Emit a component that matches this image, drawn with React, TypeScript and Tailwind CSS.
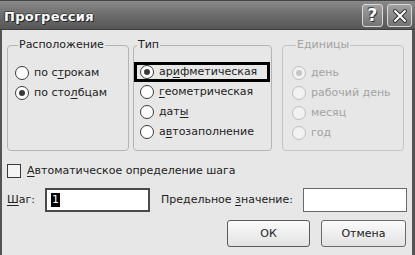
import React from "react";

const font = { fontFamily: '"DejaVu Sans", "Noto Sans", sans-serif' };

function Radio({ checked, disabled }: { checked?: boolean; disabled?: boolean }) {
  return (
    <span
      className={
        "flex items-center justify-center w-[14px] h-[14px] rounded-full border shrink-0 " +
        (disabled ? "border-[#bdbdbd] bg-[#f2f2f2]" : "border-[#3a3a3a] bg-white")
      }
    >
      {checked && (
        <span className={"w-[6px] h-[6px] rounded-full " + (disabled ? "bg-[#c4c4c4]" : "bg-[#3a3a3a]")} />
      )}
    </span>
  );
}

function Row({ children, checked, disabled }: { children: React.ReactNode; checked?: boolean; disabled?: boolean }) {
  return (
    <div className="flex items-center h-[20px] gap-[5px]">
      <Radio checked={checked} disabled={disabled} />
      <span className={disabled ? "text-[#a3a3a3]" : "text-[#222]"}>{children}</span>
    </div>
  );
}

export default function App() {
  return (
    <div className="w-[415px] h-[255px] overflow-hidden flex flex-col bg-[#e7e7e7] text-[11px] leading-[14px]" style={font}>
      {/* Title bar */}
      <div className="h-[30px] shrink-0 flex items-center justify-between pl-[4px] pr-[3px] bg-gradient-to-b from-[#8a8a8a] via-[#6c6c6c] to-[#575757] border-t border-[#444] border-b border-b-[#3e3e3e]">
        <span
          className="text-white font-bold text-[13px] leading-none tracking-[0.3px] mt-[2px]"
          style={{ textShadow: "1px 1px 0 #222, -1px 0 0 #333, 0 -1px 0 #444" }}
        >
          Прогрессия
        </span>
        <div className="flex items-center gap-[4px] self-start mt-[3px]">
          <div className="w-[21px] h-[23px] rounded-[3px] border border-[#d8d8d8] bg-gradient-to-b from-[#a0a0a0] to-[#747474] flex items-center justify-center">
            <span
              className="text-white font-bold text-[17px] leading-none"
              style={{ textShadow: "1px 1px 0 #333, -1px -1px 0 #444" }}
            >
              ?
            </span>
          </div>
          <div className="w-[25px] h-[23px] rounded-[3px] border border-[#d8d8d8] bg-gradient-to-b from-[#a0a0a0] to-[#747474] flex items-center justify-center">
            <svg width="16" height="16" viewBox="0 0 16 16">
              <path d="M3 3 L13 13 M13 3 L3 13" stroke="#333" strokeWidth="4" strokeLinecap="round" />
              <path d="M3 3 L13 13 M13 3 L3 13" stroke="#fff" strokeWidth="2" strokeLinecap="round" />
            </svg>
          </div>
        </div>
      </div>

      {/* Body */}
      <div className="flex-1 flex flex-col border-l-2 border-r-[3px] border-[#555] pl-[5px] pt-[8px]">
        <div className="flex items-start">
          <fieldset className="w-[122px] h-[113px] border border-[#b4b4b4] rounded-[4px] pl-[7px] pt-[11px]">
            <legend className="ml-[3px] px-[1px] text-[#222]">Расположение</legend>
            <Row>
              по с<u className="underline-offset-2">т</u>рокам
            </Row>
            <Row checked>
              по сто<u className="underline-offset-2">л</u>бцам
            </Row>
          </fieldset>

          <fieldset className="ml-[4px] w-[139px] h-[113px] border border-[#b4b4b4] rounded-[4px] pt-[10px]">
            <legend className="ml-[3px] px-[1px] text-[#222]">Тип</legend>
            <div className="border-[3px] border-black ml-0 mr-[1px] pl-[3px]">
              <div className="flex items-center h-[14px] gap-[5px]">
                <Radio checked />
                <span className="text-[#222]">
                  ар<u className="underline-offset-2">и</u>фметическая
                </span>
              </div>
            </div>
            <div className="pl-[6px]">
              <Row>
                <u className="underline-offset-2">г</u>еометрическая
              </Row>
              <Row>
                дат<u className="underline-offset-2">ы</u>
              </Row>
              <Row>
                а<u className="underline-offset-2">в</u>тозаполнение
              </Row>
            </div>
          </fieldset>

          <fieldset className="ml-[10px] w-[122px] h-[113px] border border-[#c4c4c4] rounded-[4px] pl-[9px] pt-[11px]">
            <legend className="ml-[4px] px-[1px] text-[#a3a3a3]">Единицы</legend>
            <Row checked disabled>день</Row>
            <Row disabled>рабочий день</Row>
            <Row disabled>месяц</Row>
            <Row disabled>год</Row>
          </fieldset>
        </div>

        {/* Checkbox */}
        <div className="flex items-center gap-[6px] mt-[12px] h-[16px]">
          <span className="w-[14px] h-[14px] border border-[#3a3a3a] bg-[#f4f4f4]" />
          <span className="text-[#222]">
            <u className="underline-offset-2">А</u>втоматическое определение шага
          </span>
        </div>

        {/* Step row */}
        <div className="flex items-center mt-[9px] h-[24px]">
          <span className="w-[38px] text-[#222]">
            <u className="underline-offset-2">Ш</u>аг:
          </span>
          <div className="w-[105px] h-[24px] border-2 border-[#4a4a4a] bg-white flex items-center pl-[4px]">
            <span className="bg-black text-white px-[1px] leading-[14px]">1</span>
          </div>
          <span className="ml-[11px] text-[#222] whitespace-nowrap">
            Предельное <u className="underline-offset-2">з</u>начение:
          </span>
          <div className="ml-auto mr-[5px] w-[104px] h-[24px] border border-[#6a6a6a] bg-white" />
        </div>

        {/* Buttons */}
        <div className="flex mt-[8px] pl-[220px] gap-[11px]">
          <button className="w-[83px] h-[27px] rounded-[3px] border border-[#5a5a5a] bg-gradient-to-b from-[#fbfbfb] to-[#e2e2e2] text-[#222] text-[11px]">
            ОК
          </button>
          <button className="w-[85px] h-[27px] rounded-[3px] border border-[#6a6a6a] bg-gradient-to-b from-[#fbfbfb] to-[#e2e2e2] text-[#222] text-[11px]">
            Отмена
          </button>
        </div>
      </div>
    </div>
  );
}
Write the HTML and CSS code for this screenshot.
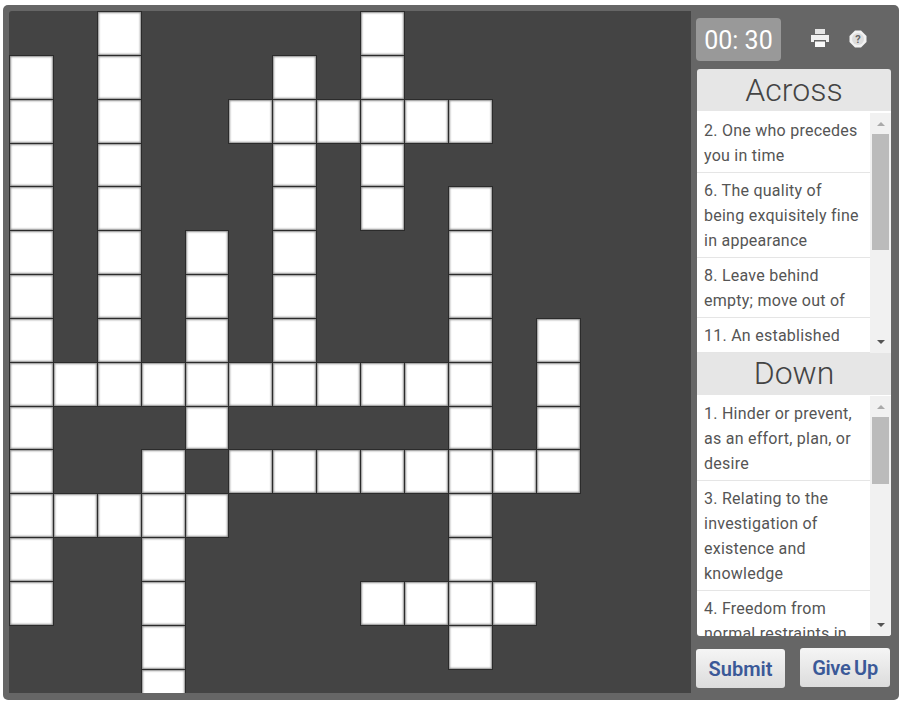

> Required task: Omit the pictures and reproduce the listing exactly.

> Answer to this exercise:
Emit a component that matches this image, drawn with React, TypeScript and Tailwind CSS.
import React from "react";

const font = { fontFamily: '"DejaVu Sans", "Noto Sans", sans-serif' };

function Radio({ checked, disabled }: { checked?: boolean; disabled?: boolean }) {
  return (
    <span
      className={
        "flex items-center justify-center w-[14px] h-[14px] rounded-full border shrink-0 " +
        (disabled ? "border-[#bdbdbd] bg-[#f2f2f2]" : "border-[#3a3a3a] bg-white")
      }
    >
      {checked && (
        <span className={"w-[6px] h-[6px] rounded-full " + (disabled ? "bg-[#c4c4c4]" : "bg-[#3a3a3a]")} />
      )}
    </span>
  );
}

function Row({ children, checked, disabled }: { children: React.ReactNode; checked?: boolean; disabled?: boolean }) {
  return (
    <div className="flex items-center h-[20px] gap-[5px]">
      <Radio checked={checked} disabled={disabled} />
      <span className={disabled ? "text-[#a3a3a3]" : "text-[#222]"}>{children}</span>
    </div>
  );
}

export default function App() {
  return (
    <div className="w-[415px] h-[255px] overflow-hidden flex flex-col bg-[#e7e7e7] text-[11px] leading-[14px]" style={font}>
      {/* Title bar */}
      <div className="h-[30px] shrink-0 flex items-center justify-between pl-[4px] pr-[3px] bg-gradient-to-b from-[#8a8a8a] via-[#6c6c6c] to-[#575757] border-t border-[#444] border-b border-b-[#3e3e3e]">
        <span
          className="text-white font-bold text-[13px] leading-none tracking-[0.3px] mt-[2px]"
          style={{ textShadow: "1px 1px 0 #222, -1px 0 0 #333, 0 -1px 0 #444" }}
        >
          Прогрессия
        </span>
        <div className="flex items-center gap-[4px] self-start mt-[3px]">
          <div className="w-[21px] h-[23px] rounded-[3px] border border-[#d8d8d8] bg-gradient-to-b from-[#a0a0a0] to-[#747474] flex items-center justify-center">
            <span
              className="text-white font-bold text-[17px] leading-none"
              style={{ textShadow: "1px 1px 0 #333, -1px -1px 0 #444" }}
            >
              ?
            </span>
          </div>
          <div className="w-[25px] h-[23px] rounded-[3px] border border-[#d8d8d8] bg-gradient-to-b from-[#a0a0a0] to-[#747474] flex items-center justify-center">
            <svg width="16" height="16" viewBox="0 0 16 16">
              <path d="M3 3 L13 13 M13 3 L3 13" stroke="#333" strokeWidth="4" strokeLinecap="round" />
              <path d="M3 3 L13 13 M13 3 L3 13" stroke="#fff" strokeWidth="2" strokeLinecap="round" />
            </svg>
          </div>
        </div>
      </div>

      {/* Body */}
      <div className="flex-1 flex flex-col border-l-2 border-r-[3px] border-[#555] pl-[5px] pt-[8px]">
        <div className="flex items-start">
          <fieldset className="w-[122px] h-[113px] border border-[#b4b4b4] rounded-[4px] pl-[7px] pt-[11px]">
            <legend className="ml-[3px] px-[1px] text-[#222]">Расположение</legend>
            <Row>
              по с<u className="underline-offset-2">т</u>рокам
            </Row>
            <Row checked>
              по сто<u className="underline-offset-2">л</u>бцам
            </Row>
          </fieldset>

          <fieldset className="ml-[4px] w-[139px] h-[113px] border border-[#b4b4b4] rounded-[4px] pt-[10px]">
            <legend className="ml-[3px] px-[1px] text-[#222]">Тип</legend>
            <div className="border-[3px] border-black ml-0 mr-[1px] pl-[3px]">
              <div className="flex items-center h-[14px] gap-[5px]">
                <Radio checked />
                <span className="text-[#222]">
                  ар<u className="underline-offset-2">и</u>фметическая
                </span>
              </div>
            </div>
            <div className="pl-[6px]">
              <Row>
                <u className="underline-offset-2">г</u>еометрическая
              </Row>
              <Row>
                дат<u className="underline-offset-2">ы</u>
              </Row>
              <Row>
                а<u className="underline-offset-2">в</u>тозаполнение
              </Row>
            </div>
          </fieldset>

          <fieldset className="ml-[10px] w-[122px] h-[113px] border border-[#c4c4c4] rounded-[4px] pl-[9px] pt-[11px]">
            <legend className="ml-[4px] px-[1px] text-[#a3a3a3]">Единицы</legend>
            <Row checked disabled>день</Row>
            <Row disabled>рабочий день</Row>
            <Row disabled>месяц</Row>
            <Row disabled>год</Row>
          </fieldset>
        </div>

        {/* Checkbox */}
        <div className="flex items-center gap-[6px] mt-[12px] h-[16px]">
          <span className="w-[14px] h-[14px] border border-[#3a3a3a] bg-[#f4f4f4]" />
          <span className="text-[#222]">
            <u className="underline-offset-2">А</u>втоматическое определение шага
          </span>
        </div>

        {/* Step row */}
        <div className="flex items-center mt-[9px] h-[24px]">
          <span className="w-[38px] text-[#222]">
            <u className="underline-offset-2">Ш</u>аг:
          </span>
          <div className="w-[105px] h-[24px] border-2 border-[#4a4a4a] bg-white flex items-center pl-[4px]">
            <span className="bg-black text-white px-[1px] leading-[14px]">1</span>
          </div>
          <span className="ml-[11px] text-[#222] whitespace-nowrap">
            Предельное <u className="underline-offset-2">з</u>начение:
          </span>
          <div className="ml-auto mr-[5px] w-[104px] h-[24px] border border-[#6a6a6a] bg-white" />
        </div>

        {/* Buttons */}
        <div className="flex mt-[8px] pl-[220px] gap-[11px]">
          <button className="w-[83px] h-[27px] rounded-[3px] border border-[#5a5a5a] bg-gradient-to-b from-[#fbfbfb] to-[#e2e2e2] text-[#222] text-[11px]">
            ОК
          </button>
          <button className="w-[85px] h-[27px] rounded-[3px] border border-[#6a6a6a] bg-gradient-to-b from-[#fbfbfb] to-[#e2e2e2] text-[#222] text-[11px]">
            Отмена
          </button>
        </div>
      </div>
    </div>
  );
}
Write the HTML and CSS code for this screenshot.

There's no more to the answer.